The Regulatory Accountability Difference
One dimension of the clean-versus-industrial comparison that deserves attention is regulatory accountability. Data center operators — particularly hyperscale operators — face public scrutiny of their environmental performance that most industrial tenants do not. Microsoft publishes annual sustainability reports with specific, audited metrics on carbon, water, and waste. These reports are reviewed by investors, regulators, and advocacy organizations.

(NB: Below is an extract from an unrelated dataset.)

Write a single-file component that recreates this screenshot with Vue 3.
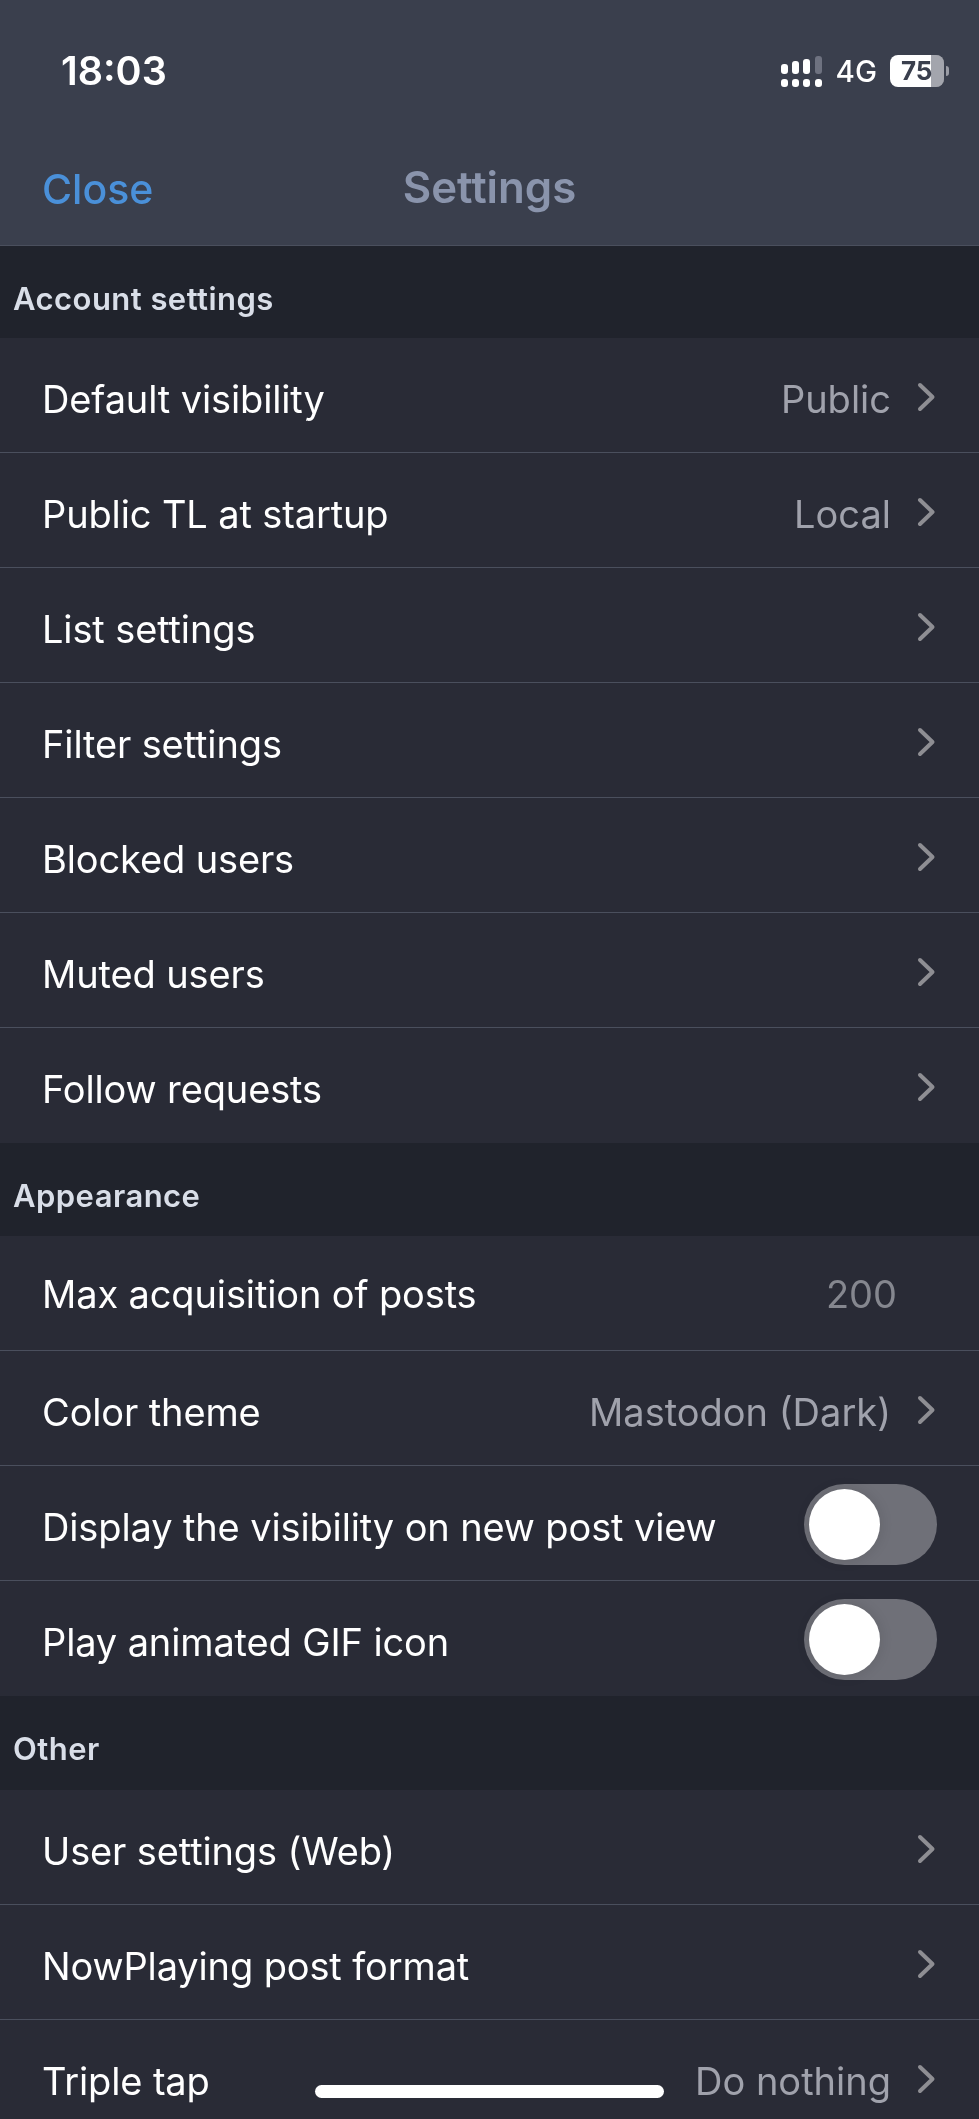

The business case for environmental performance in the data center industry is therefore stronger than in most industrial categories. A hyperscale operator that fails to meet its public environmental commitments faces investor pressure, regulatory attention, and reputational risk that directly affects its ability to operate and expand. This accountability structure creates incentives for genuine environmental investment that industrial tenants rarely face.
Why This Matters
The perception that data centers are environmentally problematic — driven largely by their electricity consumption — understates the full picture. Electricity consumption is one dimension of environmental impact, and it is one that major operators are actively reducing through renewable procurement, efficiency investment, and technological innovation. On every other dimension — air quality, chemical hazard, waste generation, water contamination risk, and land stewardship — data centers compare favorably to the industrial alternatives competing for the same sites. Communities that make land use decisions based on a full environmental accounting, rather than a single-metric focus on electricity consumption, consistently find that the data center is the cleaner choice.